Quote, I am pleased to report that the U.S. has made substantial progress in our trade talks with China on important structural issues including intellectual property protection, technology transfer, agriculture services, currency, and many other issues. And a result of these very productive talks, I will be delaying the U.S. increase in tariffs now scheduled for March 1st. Assuming both sides make additional progress, we will be planning a summit for President Xi and myself at Mar-a-Lago to conclude an agreement. A very good weekend for the U.S. and China.

Right now, Asian markets about to open in the coming hour and futures are already trading higher. We'll be right back.


NOBLES: It is Hollywood's biggest night, and things could get a little spicy on the red carpet. It's this week's "State of the Cartoonian."


JAKE TAPPER, CNN CHIEF WASHINGTON CORRESPONDENT (voice-over): Sean Spicer is now a correspondent for "Extra," the syndicated entertainment show.


TAPPER (voice-over): No, this is not a joke. The former White House Press Secretary has already interviewed the Secretary of State.

SEAN SPICER, FORMER WHITE HOUSE PRESS SECRETARY: Secretary of State Mike Pompeo, and welcome to "Extra."

TAPPER (voice-over): And he got his take on a very important topic. His Oscars pick.

MIKE POMPEO, SECRETARY OF STATE: You know, gosh, I love "Bohemian Rhapsody."


TAPPER (voice-over): We're guessing that "Bohemian Rhapsody" might be the favorite pick of another Trump insider as well.

MERCURY: Scaramouch, Scaramouch, will you do the fandango?

UNIDENTIFIED FEMALE: Extra! Extra! TAPPER (voice-over): Are they going to send Spicy to the red carpet

this year, putting his Trumpian spin on everything?

SPICER: My focus is on advancing the President's agenda.


TAPPER (voice-over): Will he draw comparisons between the movie "The Favorite" and the Trumpian court with Steve Bannon and Jared Kushner duking it out for the President's affection?



TAPPER (voice-over): He says he wants this to be bipartisan. Maybe he sees Alexandria Ocasio-Cortez as "A Star Is Born."


TAPPER (voice-over): When he sees Christian Bale, who just played Vice President Cheney in "Vice" and is up for a Best Actor, does he think of Vice President Mike Pence?


TAPPER (voice-over): Of course, the red carpet moment we're all waiting for, Spicer interviewing the doppelganger who played him on "Saturday Night Live," Best Actress nominee Melissa McCarthy.

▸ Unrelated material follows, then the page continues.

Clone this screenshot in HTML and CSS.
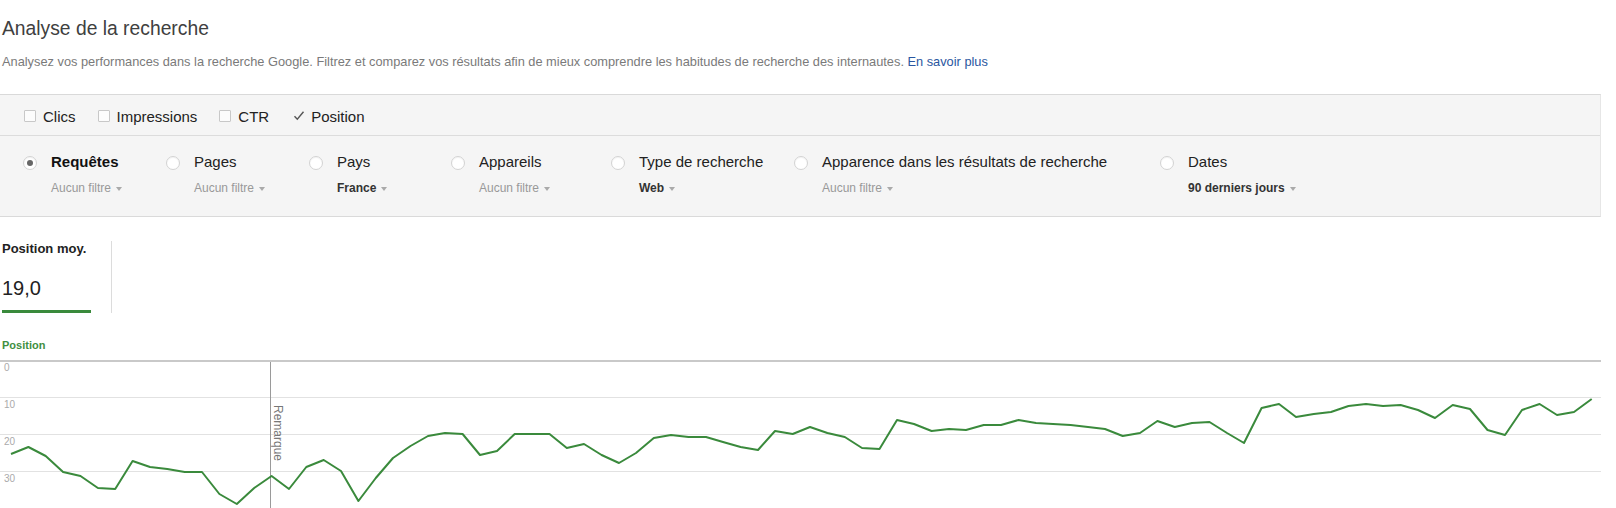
FILE: index.html
```html
<!DOCTYPE html>
<html lang="fr">
<head>
<meta charset="utf-8">
<title>Analyse de la recherche</title>
<link rel="stylesheet" href="styles.css">
</head>
<body>
<div class="page">
  <h1 class="title">Analyse de la recherche</h1>
  <p class="desc">Analysez vos performances dans la recherche Google. Filtrez et comparez vos résultats afin de mieux comprendre les habitudes de recherche des internautes. <a class="link" href="#">En savoir plus</a></p>

  <div class="panel">
    <div class="metrics-row">
      <label class="metric-opt"><span class="cbox"></span><span>Clics</span></label>
      <label class="metric-opt"><span class="cbox"></span><span>Impressions</span></label>
      <label class="metric-opt"><span class="cbox"></span><span>CTR</span></label>
      <label class="metric-opt"><svg class="check" width="12" height="12" viewBox="0 0 12 12"><path d="M1.5 6.2 L4.3 9.2 L10.5 1.8" fill="none" stroke="#555" stroke-width="1.4"/></svg><span>Position</span></label>
    </div>
    <div class="dims-row">
      <div class="dim"><span class="radio selected"></span><div class="dim-body"><div class="dim-label bold">Requêtes</div><div class="dim-sub">Aucun filtre<span class="caret"></span></div></div></div>
      <div class="dim"><span class="radio"></span><div class="dim-body"><div class="dim-label">Pages</div><div class="dim-sub">Aucun filtre<span class="caret"></span></div></div></div>
      <div class="dim"><span class="radio"></span><div class="dim-body"><div class="dim-label">Pays</div><div class="dim-sub strong">France<span class="caret"></span></div></div></div>
      <div class="dim"><span class="radio"></span><div class="dim-body"><div class="dim-label">Appareils</div><div class="dim-sub">Aucun filtre<span class="caret"></span></div></div></div>
      <div class="dim"><span class="radio"></span><div class="dim-body"><div class="dim-label">Type de recherche</div><div class="dim-sub strong">Web<span class="caret"></span></div></div></div>
      <div class="dim"><span class="radio"></span><div class="dim-body"><div class="dim-label">Apparence dans les résultats de recherche</div><div class="dim-sub">Aucun filtre<span class="caret"></span></div></div></div>
      <div class="dim"><span class="radio"></span><div class="dim-body"><div class="dim-label">Dates</div><div class="dim-sub strong">90 derniers jours<span class="caret"></span></div></div></div>
    </div>
  </div>

  <div class="summary">
    <div class="metric-card">
      <div class="metric-name">Position moy.</div>
      <div class="metric-value">19,0</div>
    </div>
    <div class="vdivider"></div>
  </div>

  <div class="series-label">Position</div>

  <svg class="chart" width="1601" height="160" viewBox="0 0 1601 160">
    <line x1="0" y1="1" x2="1601" y2="1" stroke="#c9c9c9" stroke-width="2"/>
    <line x1="0" y1="37.5" x2="1601" y2="37.5" stroke="#e2e2e2" stroke-width="1"/>
    <line x1="0" y1="74.5" x2="1601" y2="74.5" stroke="#e2e2e2" stroke-width="1"/>
    <line x1="0" y1="111.5" x2="1601" y2="111.5" stroke="#e2e2e2" stroke-width="1"/>
    <line x1="0" y1="148.5" x2="1601" y2="148.5" stroke="#e2e2e2" stroke-width="1"/>
    <text class="axis" x="4" y="11">0</text>
    <text class="axis" x="4" y="48">10</text>
    <text class="axis" x="4" y="85">20</text>
    <text class="axis" x="4" y="122">30</text>
    <line x1="270.5" y1="2" x2="270.5" y2="160" stroke="#9a9a9a" stroke-width="1"/>
    <text class="note" transform="translate(274,45) rotate(90)">Remarque</text>
    <polyline fill="none" stroke="#3a8a3c" stroke-width="2" stroke-linejoin="round" points="11,94 28.4,87 45.7,96 63.1,112 80.5,116 97.9,128 115.2,129 132.6,101 150,107 167.3,109 184.7,112 202,112 219.4,134 236.8,144 254.2,128 271.6,116 289,129 306.3,107 323.7,100 341,111 358.4,141 375.8,118 393,98 410.5,86 428,76 445,73 462.6,74 480,95 497,91 514.7,74 532,74 549.5,74 566.8,88 584,84 601.6,95 619,103 636,93 653.8,78 671,75 688.5,77 706,77 723,82 740.6,87 758,90 775,71 792.7,74 810,67 827.4,73 844.8,77 862,88 879.5,89 897,60 914,64 931.6,71 949,69 966,70 983.7,65 1001,65 1018.5,60 1036,63 1053,64 1070.6,65 1088,67 1105,69 1122.7,76 1140,73 1157.4,61 1174.8,67 1192,63 1209.5,62 1227,73 1244,83 1261.6,48 1279,44 1296,57 1313.8,54 1331,52 1348.5,46 1366,44 1383,46 1400.6,45 1418,50 1435,58 1452.7,45 1470,49 1487.5,70 1505,75 1522,50 1539.6,44 1557,55 1574,52 1591.7,39"/>
  </svg>
</div>
</body>
</html>
```

FILE: styles.css
```css
* { box-sizing: border-box; }

html, body {
  margin: 0;
  padding: 0;
  background: #fff;
  overflow: hidden;
}

body {
  font-family: "Liberation Sans", Arial, sans-serif;
  color: #222;
}

.page {
  width: 1601px;
}

.title {
  margin: 0;
  padding: 18px 0 0 2px;
  font-size: 19.3px;
  line-height: 22px;
  font-weight: normal;
  color: #404040;
}

.desc {
  margin: 14px 0 0;
  padding-left: 2px;
  font-size: 12.8px;
  line-height: 16px;
  color: #7a7a7a;
}

.link {
  color: #2a56a0;
  text-decoration: none;
}

.panel {
  margin-top: 24px;
  background: #f5f5f5;
  border-top: 1px solid #d9d9d9;
  border-bottom: 1px solid #dadada;
  border-right: 1px solid #e6e6e6;
}

.metrics-row {
  height: 41px;
  display: flex;
  align-items: center;
  padding: 2px 0 0 24px;
  border-bottom: 1px solid #dcdcdc;
  gap: 22px;
}

.metric-opt {
  display: flex;
  align-items: center;
  gap: 7px;
  font-size: 15px;
  color: #222;
}

.cbox {
  width: 12px;
  height: 12px;
  border: 1px solid #c8c8c8;
  background: #fcfcfc;
  border-radius: 1px;
}

.check {
  display: block;
  margin-left: 2px;
  margin-right: -1px;
}

.dims-row {
  display: grid;
  grid-template-columns: 143px 143px 142px 160px 183px 366px auto;
  padding: 17px 0 20px 23px;
}

.dim {
  display: flex;
  align-items: flex-start;
  gap: 14px;
}

.radio {
  flex: none;
  width: 14px;
  height: 14px;
  margin-top: 3px;
  border-radius: 50%;
  border: 1px solid #d3d3d3;
  background: #fff;
  box-shadow: inset 0 1px 1px rgba(0, 0, 0, 0.05);
  display: flex;
  align-items: center;
  justify-content: center;
}

.radio.selected::after {
  content: "";
  width: 6px;
  height: 6px;
  border-radius: 50%;
  background: #666;
}

.dim-label {
  font-size: 15px;
  line-height: 18px;
  color: #222;
  white-space: nowrap;
}

.dim-label.bold {
  font-weight: bold;
  color: #111;
}

.dim-sub {
  margin-top: 9px;
  font-size: 12px;
  line-height: 16px;
  color: #999;
  white-space: nowrap;
}

.dim-sub.strong {
  font-weight: bold;
  color: #333;
}

.caret {
  display: inline-block;
  width: 0;
  height: 0;
  margin-left: 5px;
  vertical-align: middle;
  border-left: 3.5px solid transparent;
  border-right: 3.5px solid transparent;
  border-top: 4px solid #aaa;
}

.summary {
  display: flex;
  margin-top: 24px;
}

.metric-card {
  width: 89px;
  margin-left: 2px;
  padding-bottom: 10px;
  border-bottom: 3px solid #3a8a3c;
}

.metric-name {
  font-size: 13px;
  line-height: 16px;
  font-weight: bold;
  color: #222;
}

.metric-value {
  margin-top: 19px;
  font-size: 20px;
  line-height: 24px;
  color: #222;
}

.vdivider {
  width: 1px;
  margin-left: 20px;
  background: #dcdcdc;
}

.series-label {
  margin-top: 25px;
  padding-left: 2px;
  font-size: 11px;
  line-height: 14px;
  font-weight: bold;
  color: #3f8f3f;
}

.chart {
  display: block;
  margin-top: 8px;
}

.axis {
  font-family: "Liberation Sans", Arial, sans-serif;
  font-size: 10px;
  fill: #aaa;
}

.note {
  font-family: "Liberation Sans", Arial, sans-serif;
  font-size: 12px;
  fill: #777;
}
```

[18:55:00] MELISSA MCCARTHY, ACTRESS: That's the old Spicy, and this is the new Spicy.

SPICER: Sometimes we can disagree with the facts.


NOBLES: "State of the Cartoonian" is my son Luke's favorite part of CNN every week. So that's the reason why.

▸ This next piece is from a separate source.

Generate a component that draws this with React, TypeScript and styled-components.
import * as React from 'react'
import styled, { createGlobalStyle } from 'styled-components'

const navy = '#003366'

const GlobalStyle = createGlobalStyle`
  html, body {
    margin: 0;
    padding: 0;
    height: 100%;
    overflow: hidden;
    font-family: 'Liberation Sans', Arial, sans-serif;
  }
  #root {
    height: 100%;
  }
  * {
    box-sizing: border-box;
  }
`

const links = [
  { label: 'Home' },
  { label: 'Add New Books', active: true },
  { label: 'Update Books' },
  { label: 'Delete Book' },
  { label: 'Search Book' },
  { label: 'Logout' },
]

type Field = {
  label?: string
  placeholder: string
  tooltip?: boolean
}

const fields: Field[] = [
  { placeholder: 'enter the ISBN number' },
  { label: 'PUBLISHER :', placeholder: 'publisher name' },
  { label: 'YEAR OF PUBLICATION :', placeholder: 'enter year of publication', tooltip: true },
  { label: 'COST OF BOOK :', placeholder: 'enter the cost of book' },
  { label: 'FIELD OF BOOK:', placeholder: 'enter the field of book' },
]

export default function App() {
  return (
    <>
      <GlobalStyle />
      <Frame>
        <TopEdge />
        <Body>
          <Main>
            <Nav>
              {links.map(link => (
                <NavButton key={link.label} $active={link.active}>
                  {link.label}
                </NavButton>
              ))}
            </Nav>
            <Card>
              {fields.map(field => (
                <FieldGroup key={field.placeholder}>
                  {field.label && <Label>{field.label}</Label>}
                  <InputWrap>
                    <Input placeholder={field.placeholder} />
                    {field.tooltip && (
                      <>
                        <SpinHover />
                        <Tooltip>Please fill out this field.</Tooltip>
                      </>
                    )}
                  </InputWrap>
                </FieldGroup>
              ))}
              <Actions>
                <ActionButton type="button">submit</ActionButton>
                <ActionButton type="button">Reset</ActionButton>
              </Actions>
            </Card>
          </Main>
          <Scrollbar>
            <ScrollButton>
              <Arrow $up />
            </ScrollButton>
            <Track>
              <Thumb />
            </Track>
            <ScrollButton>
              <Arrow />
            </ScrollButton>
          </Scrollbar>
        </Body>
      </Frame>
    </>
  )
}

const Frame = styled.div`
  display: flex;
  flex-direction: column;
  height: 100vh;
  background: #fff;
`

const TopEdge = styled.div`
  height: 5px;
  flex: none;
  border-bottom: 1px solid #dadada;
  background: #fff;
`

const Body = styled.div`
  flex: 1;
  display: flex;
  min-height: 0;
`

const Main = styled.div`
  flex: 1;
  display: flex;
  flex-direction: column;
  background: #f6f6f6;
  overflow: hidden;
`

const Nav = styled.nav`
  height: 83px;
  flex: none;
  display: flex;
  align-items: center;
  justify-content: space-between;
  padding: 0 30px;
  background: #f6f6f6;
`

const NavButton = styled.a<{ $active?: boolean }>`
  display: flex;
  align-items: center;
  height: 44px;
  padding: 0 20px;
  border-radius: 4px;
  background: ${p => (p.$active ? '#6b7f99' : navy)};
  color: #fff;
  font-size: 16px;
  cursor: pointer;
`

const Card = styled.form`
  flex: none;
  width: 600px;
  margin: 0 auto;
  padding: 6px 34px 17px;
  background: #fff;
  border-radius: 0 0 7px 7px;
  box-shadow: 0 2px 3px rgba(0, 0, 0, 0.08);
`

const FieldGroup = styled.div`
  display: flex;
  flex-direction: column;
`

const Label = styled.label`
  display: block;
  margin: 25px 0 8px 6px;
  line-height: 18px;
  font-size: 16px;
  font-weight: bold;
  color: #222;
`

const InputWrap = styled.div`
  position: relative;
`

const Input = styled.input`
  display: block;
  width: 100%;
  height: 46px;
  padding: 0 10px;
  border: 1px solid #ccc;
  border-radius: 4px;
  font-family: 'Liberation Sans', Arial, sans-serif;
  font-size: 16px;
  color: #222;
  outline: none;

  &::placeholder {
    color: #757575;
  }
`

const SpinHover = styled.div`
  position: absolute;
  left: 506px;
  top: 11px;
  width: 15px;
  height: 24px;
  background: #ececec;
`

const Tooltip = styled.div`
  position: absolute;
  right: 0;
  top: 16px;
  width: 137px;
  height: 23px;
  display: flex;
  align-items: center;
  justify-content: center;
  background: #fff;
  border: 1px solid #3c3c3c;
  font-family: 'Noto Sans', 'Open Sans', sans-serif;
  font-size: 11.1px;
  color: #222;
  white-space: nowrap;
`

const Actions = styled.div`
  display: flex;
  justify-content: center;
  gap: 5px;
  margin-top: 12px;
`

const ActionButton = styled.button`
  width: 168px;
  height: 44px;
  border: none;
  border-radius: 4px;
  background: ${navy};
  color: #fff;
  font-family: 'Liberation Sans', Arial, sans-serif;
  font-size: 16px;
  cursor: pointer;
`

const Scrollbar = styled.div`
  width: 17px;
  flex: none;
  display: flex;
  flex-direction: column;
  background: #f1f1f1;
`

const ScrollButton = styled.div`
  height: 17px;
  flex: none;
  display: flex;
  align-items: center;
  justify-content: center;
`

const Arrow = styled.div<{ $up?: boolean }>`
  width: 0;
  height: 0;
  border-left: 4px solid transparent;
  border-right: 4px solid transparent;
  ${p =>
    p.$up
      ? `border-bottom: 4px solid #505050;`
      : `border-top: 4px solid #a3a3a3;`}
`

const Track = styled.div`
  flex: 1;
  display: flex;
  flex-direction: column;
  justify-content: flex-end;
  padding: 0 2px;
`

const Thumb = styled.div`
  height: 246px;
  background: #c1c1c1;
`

The Bush family, no stranger to the inner workings in Washington. Follow their rise to power in a CNN Original Series, "THE BUSH YEARS," narrated by Ed Harris. It premieres next Sunday, March 3rd at 9:00 p.m. Only on CNN. And we'll be right back.

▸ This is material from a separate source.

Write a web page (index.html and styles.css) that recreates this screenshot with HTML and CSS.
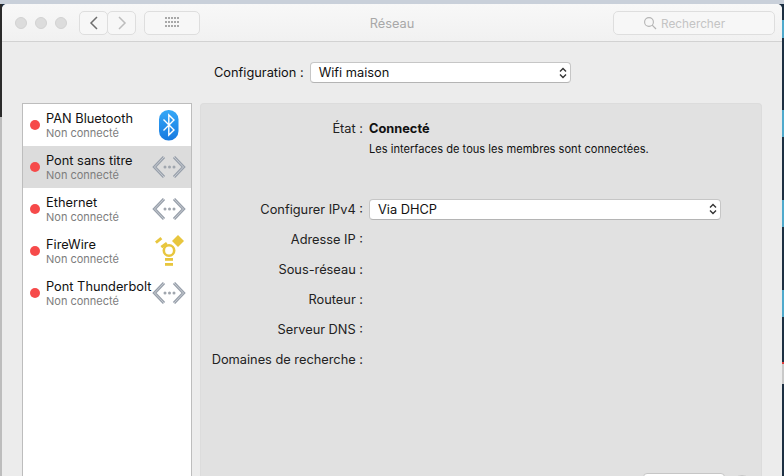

NOBLES: You are in the CNN NEWSROOM. I'm Ryan Nobles, in tonight for Ana Cabrera, reporting from New York.

Get ready for another wild news cycle. President Trump has some extremely critical days ahead that could make or break his presidency.

[18:59:57] Two events on tap. The first, long-time Trump fixer and attorney Michael Cohen's hearing before Congress on Wednesday. Cohen finally set to spill what he knows about Trump's 2016 election and other things.